Since things are still chugging slowly on the servers, started looking at ideas on how to make everything faster. After all, there’s more than a couple CPUs sitting around twiddling their fingers – I ought to think of ways to have them all play. That and making the solution more scalable – too many of the computes take a week or so to complete.
Took a not-so-quick look around the “distributed database” camp, and there’s not really much production level – lots of research, nobody really jumping on the bandwagon. Kinda primitive pseudo-database would be trying to exploit the MapReduce framework from the Google folks, although sadly it would probably have to use a weaker implementation (Hadoop). MySQL cluster looks like it might also work, although I’m not sure about its scalability either. Is it much more than splitting the tables over a couple computers?

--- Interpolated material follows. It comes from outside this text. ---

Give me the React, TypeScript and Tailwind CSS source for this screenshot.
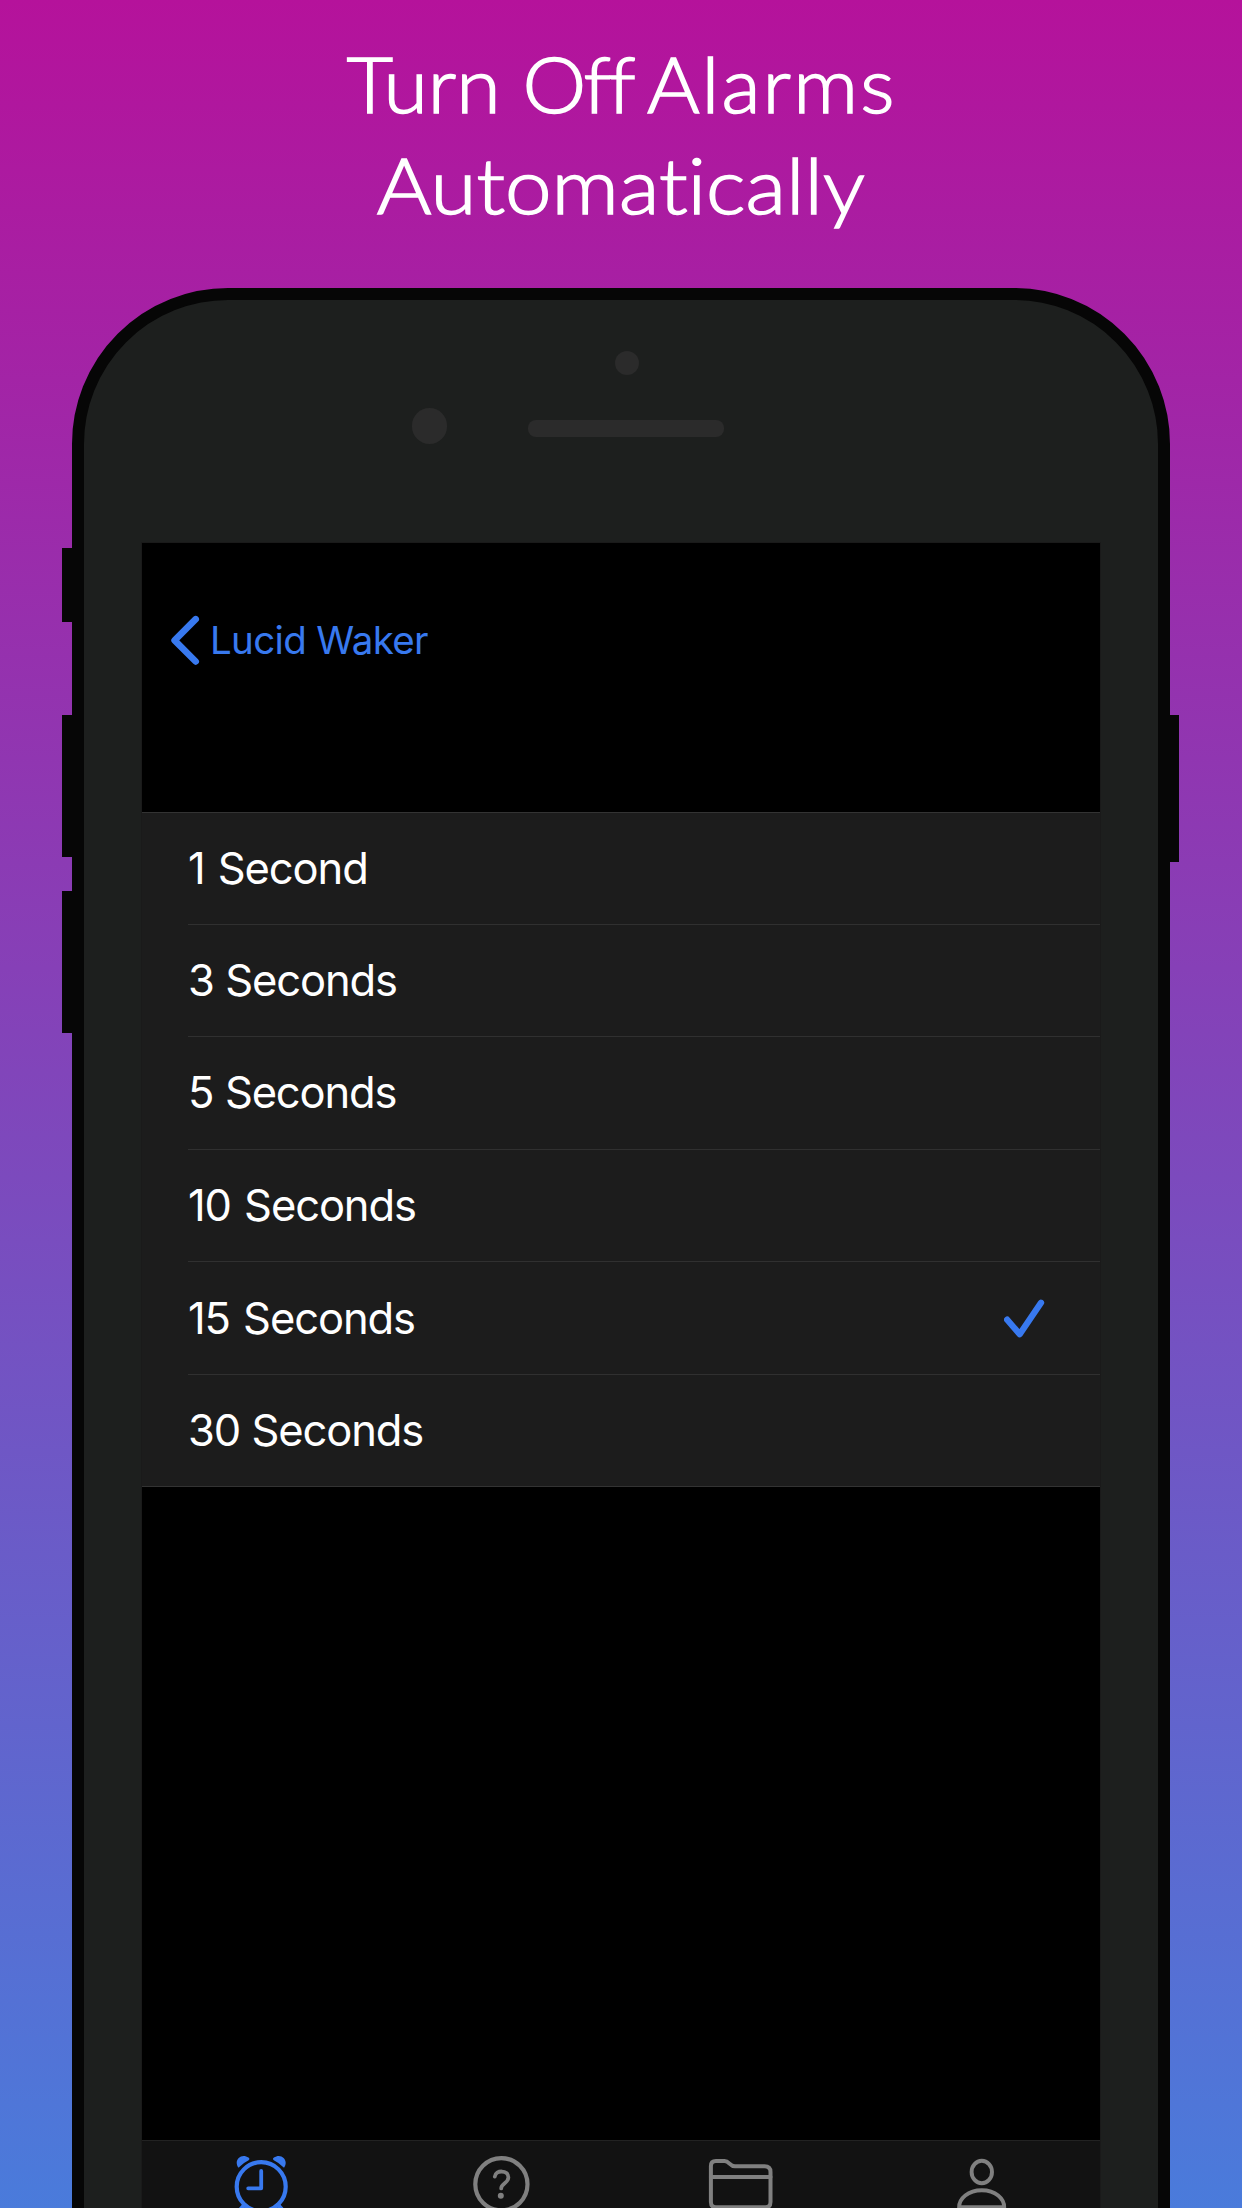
import React from 'react';

const OPTIONS = ['1 Second', '3 Seconds', '5 Seconds', '10 Seconds', '15 Seconds', '30 Seconds'];
const SELECTED = '15 Seconds';

function AlarmIcon() {
  return (
    <svg width="60" height="60" viewBox="0 0 60 60" fill="none" stroke="#3879ef" strokeWidth="4.2" strokeLinecap="round" strokeLinejoin="round">
      <circle cx="30.2" cy="32.7" r="24.5" />
      <path d="M30.2 17V34.3H17.2" strokeWidth="3.8" />
      <path d="M7 13.2C2.5 6 10.5-1.5 17.5 3.6Q19.3 5 17.6 6.2Q12 9 8.6 12.8Q7.8 13.8 7 13.2Z" fill="#3879ef" stroke="none" />
      <path d="M53.4 13.2C57.9 6 49.9-1.5 42.9 3.6Q41.1 5 42.8 6.2Q48.4 9 51.8 12.8Q52.6 13.8 53.4 13.2Z" fill="#3879ef" stroke="none" />
      <path d="M13.5 51l-3.6 4M46.9 51l3.6 4" />
    </svg>
  );
}

function HelpIcon() {
  return (
    <svg width="60" height="60" viewBox="0 0 60 60" fill="none" stroke="#808080" strokeWidth="4.2" strokeLinecap="round" strokeLinejoin="round">
      <circle cx="30.4" cy="30.2" r="26.1" />
      <path d="M23.8 22.6C24.6 15.6 37.4 15.8 37.4 23.4C37.4 29 30.2 29.2 30.2 34.4" strokeWidth="3.8" />
      <circle cx="29.8" cy="41.7" r="3" fill="#808080" stroke="none" />
    </svg>
  );
}

function FolderIcon() {
  return (
    <svg width="66" height="60" viewBox="0 0 66 60" fill="none" stroke="#808080" strokeWidth="4" strokeLinecap="round" strokeLinejoin="round">
      <path d="M3.9 48V12Q3.9 7 8.9 7H17.5C22.5 7 22.5 12.3 28 12.3H57.5Q63.5 12.3 63.5 18V48Q63.5 53.3 58.5 53.3H8.9Q3.9 53.3 3.9 48Z" />
      <path d="M3.9 23H63.5" />
    </svg>
  );
}

function PersonIcon() {
  return (
    <svg width="60" height="60" viewBox="0 0 60 60" fill="none" stroke="#808080" strokeWidth="3.9" strokeLinecap="round" strokeLinejoin="round">
      <ellipse cx="30.8" cy="18" rx="10.2" ry="11.2" />
      <path d="M8.1 53.2C8.1 44.5 17 36.2 30.8 36.2S53.2 44.5 53.2 53.2Z" />
    </svg>
  );
}

export default function App() {
  return (
    <main className="relative flex h-[2208px] w-[1242px] flex-col items-center overflow-hidden bg-linear-to-b/srgb from-[#b5129b] to-[#4a7bdb]">
      <h1 className="flex h-[288px] w-full shrink-0 flex-col items-center pt-[33px] font-['Lato',sans-serif] text-[76px] leading-[101px] font-light whitespace-nowrap text-white [-webkit-text-stroke:1.5px_white]">
        <span className="scale-x-[1.06]">
          Turn <span className="tracking-[-2.5px]">Off</span>
          <span className="[word-spacing:-7px] tracking-[2px]"> Alarms</span>
        </span>
        <span className="scale-x-[1.1] [font-variant-ligatures:none]">Automatically</span>
      </h1>

      <section className="relative h-[1920px] w-full shrink-0">
        <i className="absolute top-[260px] left-[62px] h-[74px] w-4 bg-[#060606]" />
        <i className="absolute top-[427px] left-[62px] h-[142px] w-4 bg-[#060606]" />
        <i className="absolute top-[603px] left-[62px] h-[142px] w-4 bg-[#060606]" />
        <i className="absolute top-[427px] left-[1162px] h-[147px] w-[16.5px] bg-[#060606]" />

        <div className="relative ml-[72px] flex h-[2100px] w-[1098px] flex-col items-center rounded-t-[156px] border-[12px] border-[#060606] bg-[#1d1f1e]">
          <div className="relative h-[243px] w-full shrink-0">
            <i className="absolute top-[51px] left-[530.5px] size-[24px] rounded-full bg-[#2b2b2b]" />
            <i className="absolute top-[108px] left-[327.5px] size-[35.5px] rounded-full bg-[#2b2b2b]" />
            <i className="absolute top-[120px] left-[444px] h-[17px] w-[196px] rounded-[8px] bg-[#2b2b2b]" />
          </div>

          <div className="flex w-[958px] flex-1 flex-col bg-black outline-1 outline-[#1a1a1a]">
            <header className="flex h-[269px] shrink-0 items-start pt-[72px] pl-[27px] text-[#3879ef]">
              <svg width="32" height="50" viewBox="0 0 32 50" fill="none" stroke="currentColor" strokeWidth="6.6" strokeLinecap="round" strokeLinejoin="round">
                <path d="M26.7 4.2L5.6 25.3L26.7 46.5" />
              </svg>
              <span className="ml-[9px] font-['Inter',sans-serif] text-[38.5px] leading-[50px] tracking-[-0.65px] whitespace-nowrap">Lucid Waker</span>
            </header>

            <ul className="flex h-[675px] shrink-0 flex-col border-y border-[#333333] bg-[#1c1c1c]">
              {OPTIONS.map((label, i) => (
                <li
                  key={label}
                  className={
                    i === 0
                      ? 'ml-[46px] flex h-[111px] shrink-0 items-center justify-between pr-[54px] pb-[2px]'
                      : i < 3
                        ? 'ml-[46px] flex h-[112.4px] shrink-0 items-center justify-between border-t border-[#303030] pr-[54px] pb-[2px]'
                        : 'ml-[46px] flex h-[112.4px] shrink-0 items-center justify-between border-t border-[#303030] pr-[54px]'
                  }
                >
                  <span
                    className={
                      label.startsWith('1')
                        ? "font-['Inter',sans-serif] text-[43.5px] leading-[56px] tracking-[-1.1px] [word-spacing:2px] whitespace-nowrap text-white"
                        : "font-['Inter',sans-serif] text-[43.5px] leading-[56px] tracking-[-1.15px] [word-spacing:0.5px] whitespace-nowrap text-white"
                    }
                  >
                    {label}
                  </span>
                  {label === SELECTED && (
                    <svg width="42" height="42" viewBox="0 0 42 42" fill="none" stroke="#3879ef" strokeWidth="6.3" strokeLinecap="round" strokeLinejoin="round">
                      <path d="M3.2 22.7L15.7 37.2L37 5.7" />
                    </svg>
                  )}
                </li>
              ))}
            </ul>

            <div className="h-[653px] shrink-0" />

            <nav className="flex h-[130px] shrink-0 border-t border-[#222222] bg-[#121212] pt-[13px]">
              <div className="flex w-[238px] justify-center"><AlarmIcon /></div>
              <div className="flex w-[242px] justify-center"><HelpIcon /></div>
              <div className="flex w-[236px] justify-center"><FolderIcon /></div>
              <div className="flex w-[242px] justify-center pl-[4px]"><PersonIcon /></div>
            </nav>
          </div>
        </div>
      </section>
    </main>
  );
}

Anyways, I’m looking at optimising my current big, slow query:
MeSH (disease) term -> Self and Parent terms -> Article citing this term -> other terms in the article -> Other term and its Parents
Distinct MeSH terms: 24 355
Number of PubMed articles: 16 million (8 million with a disease term)
Number of term-parent relations: 230 963
Anyways, a couple of ideas. One would be to improve the join speed. Right now, joining on the mesh term (character field). One idea is to change this to an internal “mesh_id”. Generating unique ids is easy (auto-increment). This would involve reloading the pubmed_mesh to associate the pubmed IDs (ints) with the new mesh_ids (ints)
Then maybe we should build an intermediate table: pubmed_mesh_parent, where we cross pubmed_mesh with the mesh_child table, associating the PMID with its mesh terms and all the parents of the mesh term. Then generating our final result would simply be crossing this table with itself.
Idea for the “reload compute” will be to have it shared out among the cluster. I’ll have to see if I can get enough disk shared between the cluster nodes – ideally, they’d all have access to where the gzip PubMed files are.